The South African petrochemicals giant Sasol is looking at the feasibility of building a pipeline in southern Mozambique to enable light oil to be exported by sea.
In May, Sasol began a programme to drill 13 new wells in Inhassoro district, in the southern province of Inhambane. Test drilling of two wells had already found small quantities of light oil. However, as the company does not know the quantity of light oil that will be found, it is looking at two transport options: moving the light oil by road and sea.
Road will be used if the quantity is small. However, should a sizeable amount of light oil be discovered, the company would wish to pipe the oil to a Floating Storage and Offloading unit (FSO), from where it would be pumped into oil tankers.

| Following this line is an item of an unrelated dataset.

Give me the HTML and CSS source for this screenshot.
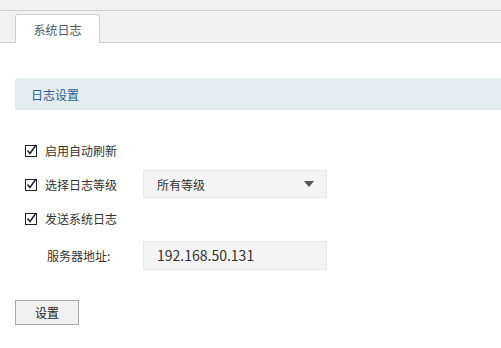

Sasol has commissioned an environmental impact assessment on the proposed pipeline, which would run from a new Liquids Processing Facility (LPF) adjacent to its natural gas Central Processing Facility (CPF) at Temane. The pipeline would end about fifty kilometres northeast of the Bazaruto Archipelago National Park.
According to a report in Tuesday’s issue the daily newspaper “Noticias”, the environmental impact assessment is being carried out by the companies Environmental Resources Management and Impacto. It will lead to a draft scoping study being presented to the public in Inhassoro and Maputo later this month.
According to Impacto, “stakeholders will be notified of the availability of the draft scoping report and the date, time and venue of public meetings through announcements in the local newspaper, the radio (in Portuguese and Xitswa), and formal invitations”.
The Central Processing Facility is currently fed by 24 onshore production wells. It produces 197 Gigajoules of gas per year and about 250 cubic metres of gas condensate per day. This gas is piped 900 kilometres to South Africa, with spurs along the route to supply Mozambican customers.